How to Pair Wine With Food Like a Sommelier

Posted by Dawn in On the Vine Newsletter

When learning to pair food with wine, it’s unnecessary to stick to rigid rules. At the end of the day, what you like matters more than an arbitrary rule-maker’s idea of what you should do. However, there are a few loose rules that help find wines that complement certain foods.

Stick to the Basics

Wine pairing should be simple. Try these suggestions for pairing food and wine:

  • Only select wines you like to drink. If you don’t like dry wine, choose a sweet one and vice versa.
  • Don’t forget to be adventurous. Choosing the same wine every time can put you in a rut.
  • Balance your food and wine by comparing their body and richness and making them equal. One shouldn’t overpower the other.
  • Match wines to the strongest elements on the plate. That’s usually meat, but it can also be acidic, savory, rich, or bright flavors.

What to Look For in Wine

There are a few clues to look for in wine that tell you things you need to know about their flavor.

  • Fruitiness and sweetness make wines feel soft.
  • Acidity and tannins make wine feel crisp and dry.
  • Alcohol feels soft in low amounts and crisp in high amounts.
  • Red wines are high in tannins, making them bold and crisp.
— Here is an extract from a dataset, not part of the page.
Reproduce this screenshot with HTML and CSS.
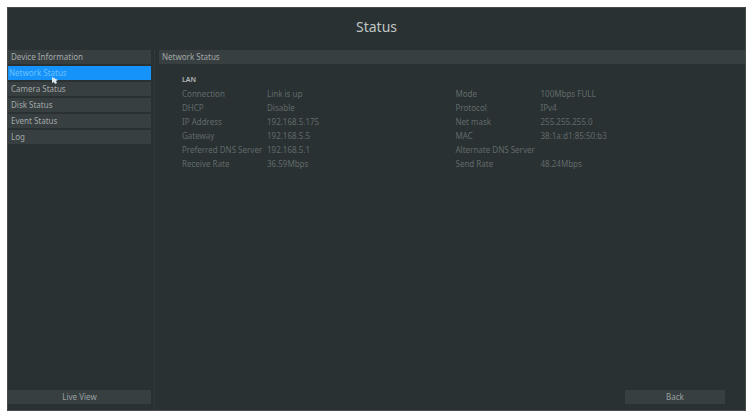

Some white wines have tannins too, but it’s rare.
  • The bouquet of red and white wines is similar, but white wines have lighter, brighter fruit flavors and reds have heavier, darker fruit flavors.

Specific Suggestions for Wine Pairings

Rich, hearty meals with flavorful spices need robust and flavorful wines. Cabernet Sauvignon complements rabbit stew, beefy tomato dishes, and lamb chops. Crisp white wine like Pinot Grigio or Sauvignon Blanc pairs with fish and chicken dishes.

Dessert wines are ideal with dessert dishes. White sauces tend to be rich, and they pair well with Burgundy Chardonnay, German Riesling, or Malbec. Salads and bread are flexible, and you can choose a nice Riesling or Chardonnay if you have a rich salad dressing. Go with something lighter and sweeter like Soave or Pinot Blanc if the salad is light and bright.